Of the above, all but Brion James have had shots at the big time - Borgnine won an Oscar for 'Marty', the film 'Paris, Texas' was apparently written specifically with Harry Dean Stanton in mind from the start, whilst Lance Henriksen had the television series 'Millennium'. Brion James, on the other hand, is immortal for delivering the line 'Wake up... time to die!' from the film of 'Blade Runner'.

Each of the above have massive filmographies and have probably worked with more cinematic legends than most leading men - Stanton, in particular, has worked with Ridley Scott, David Lynch (several times), Terry Gilliam, Martin Scorsese, John Hughes, Alex Cox, Wim Wenders, John Carpenter and others.

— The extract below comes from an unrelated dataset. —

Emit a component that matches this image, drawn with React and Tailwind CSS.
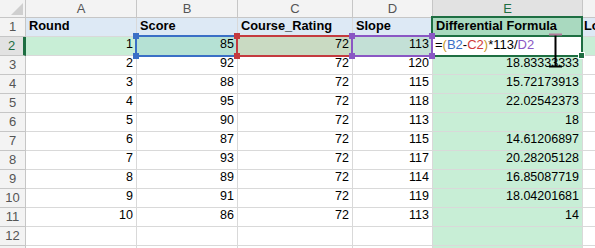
const rows = [
  [1, 85, 72, 113, null],
  [2, 92, 72, 120, "18.83333333"],
  [3, 88, 72, 115, "15.72173913"],
  [4, 95, 72, 118, "22.02542373"],
  [5, 90, 72, 113, "18"],
  [6, 87, 72, 115, "14.61206897"],
  [7, 93, 72, 117, "20.28205128"],
  [8, 89, 72, 114, "16.85087719"],
  [9, 91, 72, 119, "18.04201681"],
  [10, 86, 72, 113, "14"],
];

// F's letter sits off-screen, its column is wider than what we see
const letters = ["A", "B", "C", "D", "E", ""];
const heads = ["Round", "Score", "Course_Rating", "Slope", "Differential Formula", "Lo"];

function Cell({ children, right, className = "" }) {
  return (
    <div
      className={`flex items-end whitespace-nowrap border-r border-b border-[#d9d9d9] px-[3px] pb-[1px] text-[12.5px] text-black ${
        right ? "justify-end" : "justify-start"
      } ${className}`}
    >
      {children}
    </div>
  );
}

function Handle({ x, y, color }) {
  return (
    <div
      className="absolute h-[6px] w-[6px]"
      style={{ left: x - 3, top: y - 3, background: color }}
    />
  );
}

function RefBox({ left, width, color }) {
  return (
    <>
      <div
        className="absolute border-2"
        style={{ left, top: 35, width, height: 22, borderColor: color }}
      />
      <Handle x={left + 1} y={36} color={color} />
      <Handle x={left + width - 1} y={36} color={color} />
      <Handle x={left + 1} y={56} color={color} />
      <Handle x={left + width - 1} y={56} color={color} />
    </>
  );
}

function RowHead({ children }) {
  return (
    <div className="flex items-center justify-center border-r border-b border-[#c6c6c6] bg-[#f3f3f3] text-[13px] text-[#555]">
      {children}
    </div>
  );
}

export default function App() {
  return (
    <div
      className="relative h-[248px] w-[595px] overflow-hidden bg-white"
      style={{ fontFamily: '"Liberation Sans", Arial, sans-serif' }}
    >
      <div className="grid grid-cols-[26px_111px_101px_115px_80px_150px_1fr] grid-rows-[18px_repeat(13,19px)]">
        {/* corner */}
        <div className="relative border-r border-b border-[#c6c6c6] bg-[#f3f3f3]">
          <svg className="absolute right-[2px] bottom-[2px]" width="12" height="12" viewBox="0 0 12 12">
            <polygon points="12,0 12,12 0,12" fill="#cfcfcf" />
          </svg>
        </div>
        {letters.map((l, i) => (
          <div
            key={i}
            className={`flex items-center justify-center border-r border-b text-[13px] ${
              l === "E"
                ? "border-b-[#1e6e42] bg-[#e2e2e2] text-[#1e6e42]"
                : "border-[#c6c6c6] bg-[#f3f3f3] text-[#555]"
            } border-r-[#c6c6c6]`}
          >
            {l}
          </div>
        ))}

        {/* row 1 */}
        <RowHead>1</RowHead>
        {heads.map((h, i) => (
          <Cell key={h} className={`text-[12.8px] font-bold ${i === 4 ? "bg-[#a9d9bf]" : "bg-[#dde9f5]"} ${i === 5 ? "pl-[1px]" : ""}`}>
            {h}
          </Cell>
        ))}

        {/* row 2 */}
        <div className="flex items-center justify-center border-r-[3px] border-b border-r-[#1e6e42] border-b-[#c6c6c6] bg-[#e2e2e2] text-[13px] text-[#1e6e42]">
          2
        </div>
        <Cell right className="bg-[#c8eed6]">1</Cell>
        <Cell right className="bg-[#b5e1d4]">85</Cell>
        <Cell right className="bg-[#c9dac2]">72</Cell>
        <Cell right className="bg-[#c3e0d6]">113</Cell>
        <Cell className="bg-white pl-[2px] text-[13px]">
          <span>
            =<span className="text-[#c8951c]">(</span>
            <span className="text-[#3a6fc6]">B2</span>-
            <span className="text-[#cf3a3a]">C2</span>
            <span className="text-[#c8951c]">)</span>*113/
            <span className="text-[#8a57c4]">D2</span>
          </span>
        </Cell>
        <Cell className="bg-[#c8eed6]" />

        {rows.slice(1).map((r, i) => (
          <div key={i} className="contents">
            <RowHead>{i + 3}</RowHead>
            <Cell right>{r[0]}</Cell>
            <Cell right>{r[1]}</Cell>
            <Cell right>{r[2]}</Cell>
            <Cell right>{r[3]}</Cell>
            <Cell right className="bg-[#c8eed6]">{r[4]}</Cell>
            <Cell />
          </div>
        ))}

        {/* row 12 and the edge of 13 */}
        {["12", ""].map((n, k) => (
          <div key={k} className="contents">
            <RowHead>{n}</RowHead>
            <Cell />
            <Cell />
            <Cell />
            <Cell />
            <Cell className="bg-[#c8eed6]" />
            <Cell />
          </div>
        ))}
      </div>

      {/* selection outline around E1:E2 */}
      <div className="absolute left-[431px] top-[16px] h-[41px] w-[152px] border-2 border-[#1e6e42]" />
      <div className="absolute left-[431px] top-[35px] h-[2px] w-[152px] bg-[#1e6e42]" />
      <div className="absolute left-[578px] top-[52px] h-[7px] w-[7px] border border-white bg-[#1e6e42]" />

      {/* reference boxes */}
      <RefBox left={135} width={103} color="#3a6fc6" />
      <RefBox left={236} width={117} color="#c43a3f" />
      <RefBox left={351} width={82} color="#8a57c4" />

      {/* text cursor */}
      <svg className="absolute left-[548px] top-[33px]" width="15" height="35" viewBox="0 0 15 35">
        <rect x="6.5" y="1" width="2" height="33" fill="#000" />
        <rect x="1" y="0.5" width="13" height="2" fill="#b27a9c" />
        <rect x="1" y="32.5" width="13" height="2" fill="#000" />
      </svg>
    </div>
  );
}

Other popular character actors include William H. Macy, Steve Buscemi, Jean Reno, Sean Bean, the entire cast of The Usual Suspects, everybody in every spaghetti western not called Clint, and every Bond villain, Bond girl, henchman, MI5 officer and so forth. And everybody in those re-runs of Kojak, Quincy, Banacek, Colombo, Starsky and Hutch, all of it. Each of those people had lives and careers, hundreds, thousands of them, their mothers were proud to see them on television, but now they're just punk #2 or station junkie #12 or police sergeant #5. During the 1960s and 1970s there were character actors who specialised in playing Nazis, such as Anton Diffring and Karl-Otto Alberty, both of whom you would recognise on sight if not by name. Britain has produced James Robertson Justice, Ralph Richardson, Sean Bean and Terry Thomas, Sweden has given the world Stellan Skarsgard, France Jean Reno, whilst the female gender is represented by Celia Imrie and Julie Walters. There are many more male character actors than female, which is probably because women are seen as something of a commodity in Hollywood, as interchangeable Lego bricks.

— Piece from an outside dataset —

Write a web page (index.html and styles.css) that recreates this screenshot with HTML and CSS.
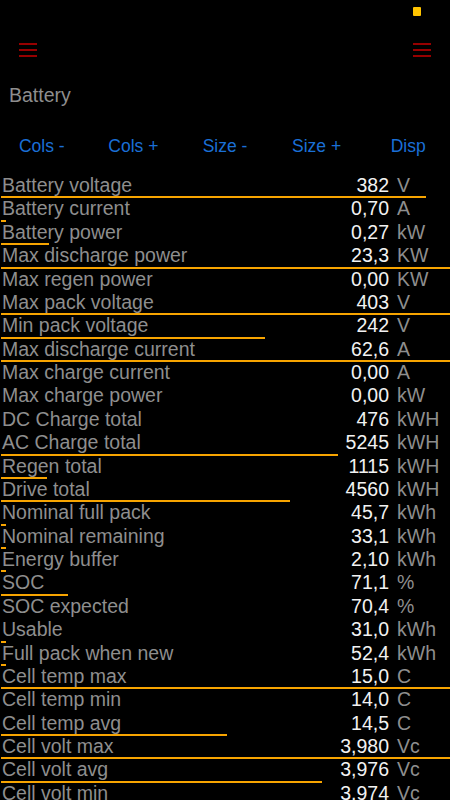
FILE: index.html
```html
<!DOCTYPE html>
<html>
<head>
<meta charset="utf-8">
<link rel="stylesheet" href="styles.css">
</head>
<body>
<div class="status"><span class="dot"></span></div>
<div class="nav">
  <svg class="burger" width="18" height="14" viewBox="0 0 18 14"><path d="M0 1h18M0 7h18M0 13h18" stroke="#c80000" stroke-width="1.5"/></svg>
  <svg class="burger" width="18" height="14" viewBox="0 0 18 14"><path d="M0 1h18M0 7h18M0 13h18" stroke="#c80000" stroke-width="1.5"/></svg>
</div>
<div class="title">Battery</div>
<div class="buttons">
  <span>Cols -</span><span>Cols +</span><span>Size -</span><span>Size +</span><span>Disp</span>
</div>
<div class="list">
  <div class="row"><div class="line"><span class="label">Battery voltage</span><span class="val">382</span><span class="unit">V</span></div><div class="bar" style="width:425px"></div></div>
  <div class="row"><div class="line"><span class="label">Battery current</span><span class="val">0,70</span><span class="unit">A</span></div><div class="bar" style="width:5px"></div></div>
  <div class="row"><div class="line"><span class="label">Battery power</span><span class="val">0,27</span><span class="unit">kW</span></div><div class="bar" style="width:48px"></div></div>
  <div class="row"><div class="line"><span class="label">Max discharge power</span><span class="val">23,3</span><span class="unit">KW</span></div><div class="bar" style="width:449px"></div></div>
  <div class="row"><div class="line"><span class="label">Max regen power</span><span class="val">0,00</span><span class="unit">KW</span></div><div class="bar" style="width:0px"></div></div>
  <div class="row"><div class="line"><span class="label">Max pack voltage</span><span class="val">403</span><span class="unit">V</span></div><div class="bar" style="width:449px"></div></div>
  <div class="row"><div class="line"><span class="label">Min pack voltage</span><span class="val">242</span><span class="unit">V</span></div><div class="bar" style="width:264px"></div></div>
  <div class="row"><div class="line"><span class="label">Max discharge current</span><span class="val">62,6</span><span class="unit">A</span></div><div class="bar" style="width:449px"></div></div>
  <div class="row"><div class="line"><span class="label">Max charge current</span><span class="val">0,00</span><span class="unit">A</span></div><div class="bar" style="width:0px"></div></div>
  <div class="row"><div class="line"><span class="label">Max charge power</span><span class="val">0,00</span><span class="unit">kW</span></div><div class="bar" style="width:0px"></div></div>
  <div class="row"><div class="line"><span class="label">DC Charge total</span><span class="val">476</span><span class="unit">kWH</span></div><div class="bar" style="width:0px"></div></div>
  <div class="row"><div class="line"><span class="label">AC Charge total</span><span class="val">5245</span><span class="unit">kWH</span></div><div class="bar" style="width:337px"></div></div>
  <div class="row"><div class="line"><span class="label">Regen total</span><span class="val">1115</span><span class="unit">kWH</span></div><div class="bar" style="width:46px"></div></div>
  <div class="row"><div class="line"><span class="label">Drive total</span><span class="val">4560</span><span class="unit">kWH</span></div><div class="bar" style="width:289px"></div></div>
  <div class="row"><div class="line"><span class="label">Nominal full pack</span><span class="val">45,7</span><span class="unit">kWh</span></div><div class="bar" style="width:5px"></div></div>
  <div class="row"><div class="line"><span class="label">Nominal remaining</span><span class="val">33,1</span><span class="unit">kWh</span></div><div class="bar" style="width:5px"></div></div>
  <div class="row"><div class="line"><span class="label">Energy buffer</span><span class="val">2,10</span><span class="unit">kWh</span></div><div class="bar" style="width:5px"></div></div>
  <div class="row"><div class="line"><span class="label">SOC</span><span class="val">71,1</span><span class="unit">%</span></div><div class="bar" style="width:67px"></div></div>
  <div class="row"><div class="line"><span class="label">SOC expected</span><span class="val">70,4</span><span class="unit">%</span></div><div class="bar" style="width:0px"></div></div>
  <div class="row"><div class="line"><span class="label">Usable</span><span class="val">31,0</span><span class="unit">kWh</span></div><div class="bar" style="width:5px"></div></div>
  <div class="row"><div class="line"><span class="label">Full pack when new</span><span class="val">52,4</span><span class="unit">kWh</span></div><div class="bar" style="width:5px"></div></div>
  <div class="row"><div class="line"><span class="label">Cell temp max</span><span class="val">15,0</span><span class="unit">C</span></div><div class="bar" style="width:449px"></div></div>
  <div class="row"><div class="line"><span class="label">Cell temp min</span><span class="val">14,0</span><span class="unit">C</span></div><div class="bar" style="width:0px"></div></div>
  <div class="row"><div class="line"><span class="label">Cell temp avg</span><span class="val">14,5</span><span class="unit">C</span></div><div class="bar" style="width:226px"></div></div>
  <div class="row"><div class="line"><span class="label">Cell volt max</span><span class="val">3,980</span><span class="unit">Vc</span></div><div class="bar" style="width:449px"></div></div>
  <div class="row"><div class="line"><span class="label">Cell volt avg</span><span class="val">3,976</span><span class="unit">Vc</span></div><div class="bar" style="width:321px"></div></div>
  <div class="row"><div class="line"><span class="label">Cell volt min</span><span class="val">3,974</span><span class="unit">Vc</span></div><div class="bar" style="width:0px"></div></div>
</div>
</body>
</html>
```
FILE: styles.css
```css
html, body {
  margin: 0;
  padding: 0;
  background: #000;
  height: 800px;
  overflow: hidden;
}
body {
  font-family: "Liberation Sans", Arial, sans-serif;
}
.status {
  height: 24px;
  display: flex;
  justify-content: flex-end;
  padding-right: 29px;
  box-sizing: border-box;
}
.dot {
  display: block;
  width: 8px;
  height: 9px;
  margin-top: 7px;
  background: #ffc400;
  border-radius: 1px;
}
.nav {
  height: 52px;
  display: flex;
  align-items: center;
  justify-content: space-between;
  padding: 0 19px 0 19px;
  box-sizing: border-box;
}
.burger {
  display: block;
}
.title {
  margin-top: 9px;
  padding-left: 9px;
  font-size: 19.5px;
  line-height: 21px;
  color: #8e8e8e;
}
.buttons {
  margin: 30px -4px 0 -4px;
  display: grid;
  grid-template-columns: repeat(5, 1fr);
  font-size: 17.5px;
  line-height: 20px;
  color: #1a6fd6;
  text-align: center;
}
.list {
  margin-top: 19px;
}
.row {
  height: 23.38px;
}
.line {
  display: flex;
  height: 21.38px;
  line-height: 21.38px;
  font-size: 19.5px;
  padding-left: 2px;
  white-space: nowrap;
}
.label {
  flex: 1;
  color: #8e8e8e;
}
.val {
  color: #f2f2f2;
  text-align: right;
}
.unit {
  width: 53px;
  padding-left: 8px;
  color: #8e8e8e;
}
.bar {
  height: 2px;
  margin-left: 1px;
  background: #f7a400;
}
```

It's worth noting that 'character' actors do not necessarily play the same type of character from film to film, or even characters on one particular side of the light/dark divide; on the converse, plenty of film stars and leading men play minor variations on their 'film persona', with the curious result that character actors are often more versatile than the people they support.

In the thespian ranking table, character actors are beneath supporting actors (such as Dan Ackyroyd, say, or almost all actresses, which is a sad thing but true), but above little people, giants, anonymous naked women, cute kids and other cinematic novelties.